Zum Glück gibt es aber nicht nur tierquälende, sondern auch tierliebende Menschen. Dass dies jener Hundehalter nicht ist, der - wenn auch nicht aus sadistischer Bosheit, sondern aus Bequemlichkeit oder Gedankenlosigkeit - seinen vierbeinigen "Freund" stundenlang im parkierten Auto in der Sonne darben lässt, während das "Herrchen" irgend einer geschäftlichen Besprechung nachgeht, braucht hier nicht speziell erörtert zu werden.
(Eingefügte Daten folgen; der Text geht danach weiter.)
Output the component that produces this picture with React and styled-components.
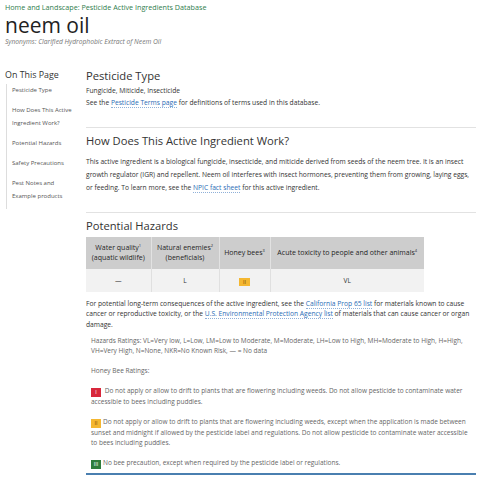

Haben Sie aber zum Beispiel auch gewusst, dass sich gewisse Tiere im Zoologischen Garten nach einem Wochenende mit grossem Besucherandrang erschöpft und verstört zeigen und von ihren Wärtern beruhigt werden müssen?
 

Mit diesen kritischen Bemerkungen möchte ich weder Ihnen, geschätzte "doppelstab"-Leserinnen und -Leser, noch mir selber die Freude am Haustier oder am nächsten Zolli-Besuch verderben, sondern im Gegenteil daran erinnern, dass echte Tierfreundschaft auch ein grosses Mass an Verständnis für die Eigenart dieser Lebewesen voraussetzt - und vernünftiges Verhalten (zum Beispiel beim Füttern und "Necken" von Tieren). Unter solcher Voraussetzung menschlicher Verantwortung kann Tierliebe nicht nur für uns, sondern auch für die Tiere zur Freude werden.